Yazılım, günümüz dijital dünyasının görünmez ama vazgeçilmez mimarıdır. Akıllı telefonlarımızdan, otomobillerimize, tıbbi cihazlardan, uydulara kadar her alanda yazılımın izini sürmek mümkündür. Basit bir hesap makinesinden karmaşık bir uzay aracı kontrol sistemine kadar uzanan yelpazesi, yazılımın gücünü ve çok yönlülüğünü gözler önüne serer. Ancak bu görünürdeki basitlik, yazılımın altında yatan karmaşıklık ve sürekli gelişimi gizlemektedir.
Yazılımın tarihi, dijital devrimin başlangıcına kadar uzanır. İlk bilgisayarlar, yalnızca sınırlı sayıda görev için tasarlanmıştı ve programlama, günümüzdeki gibi sofistike değildi. Makine dili ve assembly dili gibi düşük seviyeli dillerle yazılan programlar, son derece zorlu ve zaman alıcı bir süreçti. Ancak, FORTRAN, COBOL ve BASIC gibi yüksek seviyeli programlama dillerinin ortaya çıkmasıyla yazılım geliştirme daha erişilebilir ve verimli hale geldi. Bu gelişmeler, yazılımın daha karmaşık problemlere uygulanabilmesi ve daha geniş bir kullanıcı kitlesine ulaşması anlamına geliyordu.
1970’ler ve 1980’ler, mikroişlemcilerin gelişmesi ve kişisel bilgisayarların yaygınlaşmasıyla yazılım dünyasında devrim yarattı. Daha küçük, daha güçlü ve daha ucuz bilgisayarlar, yazılımın her alanda kullanılmasına olanak sağladı. Bu dönemde, işletim sistemleri, veritabanı yönetim sistemleri ve uygulama yazılımları hızla gelişti. Microsoft ve Apple gibi şirketlerin yükselişi, yazılım endüstrisinin büyümesini ve şekillenmesini önemli ölçüde etkiledi.
1990’lı yıllarda internetin yaygınlaşmasıyla yazılımın önemi daha da arttı. Web tarayıcıları, e-posta programları ve çeşitli online hizmetler, günlük yaşamımızın ayrılmaz bir parçası haline geldi. Bu dönemde, nesne yönelimli programlama gibi yeni paradigma ve yazılım geliştirme metodolojileri popülerlik kazandı. Daha büyük ve karmaşık yazılımların geliştirilmesini kolaylaştıran bu yaklaşımlar, yazılım kalitesini ve üretkenliği artırdı.

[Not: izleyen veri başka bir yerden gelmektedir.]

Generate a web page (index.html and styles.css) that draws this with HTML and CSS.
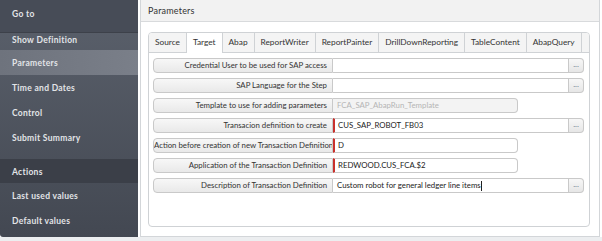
FILE: index.html
```html
<!DOCTYPE html>
<html lang="en">
<head>
    <meta charset="UTF-8">
    <title>Parameters</title>
    <link rel="stylesheet" href="styles.css">
</head>
<body>
    <div class="layout">
        <nav class="sidebar">
            <div class="nav-head">Go to</div>
            <div class="nav-item first">Show Definition</div>
            <div class="nav-item active">Parameters</div>
            <div class="nav-item">Time and Dates</div>
            <div class="nav-item">Control</div>
            <div class="nav-item">Submit Summary</div>
            <div class="nav-head actions">Actions</div>
            <div class="nav-item">Last used values</div>
            <div class="nav-item">Default values</div>
        </nav>

        <div class="main">
            <div class="main-header">Parameters</div>
            <div class="main-body">
                <div class="tab-panel">
                    <div class="tabs">
                        <div class="tab">Source</div>
                        <div class="tab active">Target</div>
                        <div class="tab">Abap</div>
                        <div class="tab">ReportWriter</div>
                        <div class="tab">ReportPainter</div>
                        <div class="tab">DrillDownReporting</div>
                        <div class="tab">TableContent</div>
                        <div class="tab">AbapQuery</div>
                    </div>

                    <div class="fields">
                        <div class="row">
                            <div class="label">Credential User to be used for SAP access</div>
                            <div class="value wide"></div>
                            <div class="more">...</div>
                        </div>
                        <div class="row">
                            <div class="label">SAP Language for the Step</div>
                            <div class="value wide"></div>
                            <div class="more">...</div>
                        </div>
                        <div class="row">
                            <div class="label">Template to use for adding parameters</div>
                            <div class="value short disabled">FCA_SAP_AbapRun_Template</div>
                        </div>
                        <div class="row">
                            <div class="label">Transacion definition to create</div>
                            <div class="value wide required">CUS_SAP_ROBOT_FB03</div>
                            <div class="more">...</div>
                        </div>
                        <div class="row">
                            <div class="label">Action before creation of new Transaction Definition</div>
                            <div class="value short required">D</div>
                        </div>
                        <div class="row">
                            <div class="label">Application of the Transaction Definition</div>
                            <div class="value short required">REDWOOD.CUS_FCA.$2</div>
                        </div>
                        <div class="row">
                            <div class="label">Description of Transaction Definition</div>
                            <div class="value wide">Custom robot for general ledger line items<span class="caret"></span></div>
                            <div class="more">...</div>
                        </div>
                    </div>
                </div>
            </div>
        </div>
    </div>
</body>
</html>
```

FILE: styles.css
```css
* {
    box-sizing: border-box;
    margin: 0;
    padding: 0;
}

body {
    font-family: 'Lato', 'Open Sans', sans-serif;
    background-color: #eceef0;
    width: 602px;
    height: 241px;
    overflow: hidden;
}

.layout {
    display: flex;
    height: 237px;
    background: #fff;
}

/* left navigation */
.sidebar {
    width: 138px;
    flex-shrink: 0;
    background: linear-gradient(to bottom, #5b616c, #434852);
    border-bottom-left-radius: 3px;
    color: #e2e4e7;
    font-size: 8.5px;
    font-weight: 700;
    letter-spacing: 0.3px;
}

.nav-head {
    height: 33px;
    padding: 9px 12px 0;
    background: #474c57;
    border-bottom: 1px solid #3d414a;
}

.nav-item {
    height: 25px;
    padding: 1px 12px 0;
    line-height: 25px;
}

.nav-item.first {
    height: 17px;
    line-height: 13px;
}

.nav-item.active {
    background: linear-gradient(to right, #6e737d, #7a7f89);
}

.nav-head.actions {
    height: 24px;
    margin-top: 9px;
    padding-top: 1px;
    line-height: 24px;
    background: #3b3f48;
    border-bottom: none;
}

/* main panel */
.main {
    flex: 1;
    margin-left: 2px;
    margin-right: 2px;
    border: 1px solid #d3d6d9;
    border-top: none;
    display: flex;
    flex-direction: column;
}

.main-header {
    height: 22px;
    line-height: 22px;
    padding-left: 7px;
    background: #f2f2f2;
    border-bottom: 1px solid #d8dadc;
    font-size: 9px;
    color: #333;
    letter-spacing: 0.2px;
}

.main-body {
    flex: 1;
    padding: 10px 9px 9px 7px;
}

.tab-panel {
    height: 100%;
    border: 1px solid #cfd2d5;
    border-radius: 4px;
    overflow: hidden;
}

.tabs {
    display: flex;
    height: 20px;
    background: #f4f4f4;
    border-bottom: 1px solid #cfd2d5;
}

.tab {
    padding: 0 6px;
    line-height: 19px;
    font-size: 8.3px;
    color: #333;
    border-right: 1px solid #cfd2d5;
    white-space: nowrap;
}

.tab.active {
    background: #fff;
    height: 20px;
}

.fields {
    display: flex;
    flex-direction: column;
    gap: 5px;
    padding: 5px 5px 0 4px;
}

.row {
    display: flex;
    height: 15px;
    font-size: 7.8px;
}

.label {
    width: 180px;
    flex-shrink: 0;
    padding-right: 5px;
    text-align: right;
    line-height: 13px;
    white-space: nowrap;
    overflow: hidden;
    color: #333;
    background: linear-gradient(to bottom, #f7f7f7, #e9e9e9);
    border: 1px solid #c9c9c9;
    border-radius: 4px 0 0 4px;
}

.value {
    padding-left: 4px;
    line-height: 13px;
    color: #222;
    background: #fff;
    border: 1px solid #c9c9c9;
    border-left: none;
    white-space: nowrap;
}

.value.wide {
    width: 236px;
}

.value.short {
    width: 185px;
    border-radius: 0 4px 4px 0;
}

.value.required {
    border-left: 2px solid #c9302c;
    padding-left: 3px;
}

.value.disabled {
    background: #f3f3f3;
    color: #b5b5b5;
}

.caret {
    display: inline-block;
    width: 1px;
    height: 10px;
    background: #222;
    vertical-align: middle;
}

.more {
    width: 15px;
    line-height: 11px;
    text-align: center;
    font-size: 8px;
    color: #6a7a90;
    background: linear-gradient(to bottom, #f7f7f7, #e6e6e6);
    border: 1px solid #c9c9c9;
    border-left: none;
    border-radius: 0 4px 4px 0;
}
```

21. yüzyıl, mobil cihazların ve bulut bilişimin yükselişiyle yazılım dünyasında yeni bir çağı başlattı. Akıllı telefonlar ve tabletler, her yerde ve her zaman yazılım kullanabilmemizi sağladı. Bulut bilişim ise, yazılım ve veri depolama kapasitesini genişletmek ve ölçeklendirmek için devrimsel bir çözüm sundu. Yapay zekâ, makine öğrenmesi ve büyük veri analitiği gibi teknolojiler de yazılımın yeteneklerini genişleterek, daha akıllı ve otonom sistemlerin geliştirilmesine olanak sağlıyor.
Bugün, yazılım yalnızca bilgisayarları çalıştırmakla kalmıyor, aynı zamanda dünyayı nasıl deneyimlediğimizi de şekillendiriyor. Akıllı ev sistemleri, otonom araçlar, tıbbi teşhis sistemleri ve sanal gerçeklik gibi teknolojiler, yazılımın gücü sayesinde mümkün hale geliyor. Yazılım geliştirme metodolojileri de sürekli gelişiyor; çevik geliştirme gibi yaklaşımlar daha hızlı ve daha esnek yazılım geliştirmeyi hedefliyor.
Yazılımın geleceği, teknolojik gelişmelerin hızına bağlı olarak sürekli değişecektir. Yapay zeka, makine öğrenmesi, kuantum hesaplama ve diğer ileri teknolojiler, yazılımın yeteneklerini ve uygulama alanlarını daha da genişletecektir. Bu hızlı gelişmelere ayak uydurabilmek ve etik sorunlara dikkat ederek geliştirme yapmak, gelecekteki yazılım mimarlarının önündeki en önemli görevlerden biri olacaktır. Yazılım, dünyamızı şekillendiren en güçlü araçlardan biri olarak, sorumluluk sahibi bir şekilde geliştirilmeye ve kullanılmaya devam edecektir.